Cooking up an innovative storm? Patent opportunities in food and beverages

The food and drink industry is constantly evolving, with new trends emerging every year. From plant-based meats and dairy alternatives, to functional ingredients and fermented foods, these trends are driving innovation in the industry and changing the way we think about food.

In this article, trainee patent attorney Victoria Seville explores the role of patents in the food and drink industry, and how they are being used to protect modern food and drink trends.

Products with naturally derived ingredients

Patenting natural products is a complex topic and can present significant challenges due to the fact that the discovery of things already in existence is not patentable.

Additionally, for a natural product to be patentable it must, like any other invention, be novel. Which raises the question – if a natural product by definition must have already existed in nature, how can it be novel?

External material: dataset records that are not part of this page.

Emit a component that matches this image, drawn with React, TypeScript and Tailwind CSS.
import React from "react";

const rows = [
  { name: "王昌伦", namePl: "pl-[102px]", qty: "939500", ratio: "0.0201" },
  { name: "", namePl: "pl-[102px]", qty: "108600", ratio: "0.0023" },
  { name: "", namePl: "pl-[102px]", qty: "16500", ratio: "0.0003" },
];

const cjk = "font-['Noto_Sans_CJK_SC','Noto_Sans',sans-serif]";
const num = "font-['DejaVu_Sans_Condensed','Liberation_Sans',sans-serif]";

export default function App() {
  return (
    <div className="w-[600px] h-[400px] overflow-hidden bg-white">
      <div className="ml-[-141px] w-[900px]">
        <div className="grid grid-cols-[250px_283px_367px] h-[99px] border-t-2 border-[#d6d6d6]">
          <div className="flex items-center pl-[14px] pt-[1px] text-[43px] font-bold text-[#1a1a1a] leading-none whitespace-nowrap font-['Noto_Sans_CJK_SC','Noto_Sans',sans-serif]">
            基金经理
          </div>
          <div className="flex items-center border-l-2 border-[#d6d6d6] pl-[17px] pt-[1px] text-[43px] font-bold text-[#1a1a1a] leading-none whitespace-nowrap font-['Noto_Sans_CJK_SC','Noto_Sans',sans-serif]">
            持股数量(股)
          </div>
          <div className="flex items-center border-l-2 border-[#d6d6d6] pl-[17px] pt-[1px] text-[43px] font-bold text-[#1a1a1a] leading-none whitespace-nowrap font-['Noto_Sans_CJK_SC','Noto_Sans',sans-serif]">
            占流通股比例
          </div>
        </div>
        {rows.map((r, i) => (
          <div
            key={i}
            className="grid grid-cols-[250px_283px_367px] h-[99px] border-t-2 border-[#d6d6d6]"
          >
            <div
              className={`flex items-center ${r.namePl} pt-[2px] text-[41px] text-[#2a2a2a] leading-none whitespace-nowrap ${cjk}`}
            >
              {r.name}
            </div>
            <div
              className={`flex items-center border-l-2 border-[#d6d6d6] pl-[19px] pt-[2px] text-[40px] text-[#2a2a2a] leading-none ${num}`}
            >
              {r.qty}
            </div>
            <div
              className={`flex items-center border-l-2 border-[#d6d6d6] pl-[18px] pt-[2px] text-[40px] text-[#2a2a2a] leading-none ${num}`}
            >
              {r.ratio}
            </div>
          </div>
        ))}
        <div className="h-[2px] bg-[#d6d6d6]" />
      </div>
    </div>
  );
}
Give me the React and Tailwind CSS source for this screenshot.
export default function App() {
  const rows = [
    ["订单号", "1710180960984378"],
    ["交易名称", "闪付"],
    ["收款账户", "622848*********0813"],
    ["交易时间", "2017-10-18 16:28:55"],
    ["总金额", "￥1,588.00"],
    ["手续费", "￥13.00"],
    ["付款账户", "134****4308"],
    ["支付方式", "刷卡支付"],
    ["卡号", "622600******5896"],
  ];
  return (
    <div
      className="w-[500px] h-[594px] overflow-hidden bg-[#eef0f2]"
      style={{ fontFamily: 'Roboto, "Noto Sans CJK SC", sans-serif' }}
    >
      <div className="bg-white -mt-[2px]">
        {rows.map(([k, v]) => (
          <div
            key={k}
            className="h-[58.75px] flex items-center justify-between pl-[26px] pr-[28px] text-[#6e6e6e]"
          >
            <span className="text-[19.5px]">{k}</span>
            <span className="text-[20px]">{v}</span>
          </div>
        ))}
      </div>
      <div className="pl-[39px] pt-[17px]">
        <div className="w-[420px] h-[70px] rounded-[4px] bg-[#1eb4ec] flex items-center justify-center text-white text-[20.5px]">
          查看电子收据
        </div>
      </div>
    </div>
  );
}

The patentability of naturally derived products is determined by several factors, including whether the substance has been isolated and purified, whether it has a new and non-obvious use, and whether it is in a naturally occurring form. A natural ingredient may already be known but may become patentable by virtue of the manner or form in which it is used.

One example of a naturally derived ingredient is CBD, or cannabidiol. CBD is a non-psychoactive compound found in the cannabis plant that has gained popularity in recent years for its potential health benefits. With the rise of CBD as a food and drink ingredient, more CBD infused products are being created, like for example chocolates, gummies, and even alcoholic and non-alcoholic beverages. As the market for CBD food and drink products continues to grow, companies are looking for ways to protect their products and processes.

The cannabis plant occurs naturally, and as such it would not be possible to patent the plant itself, nor the chemical compounds found naturally in the plant. However, it is possible to patent methods of extracting or utilising compounds from the plant, making synthetic versions of those compounds or making other chemicals derived from those natural compounds.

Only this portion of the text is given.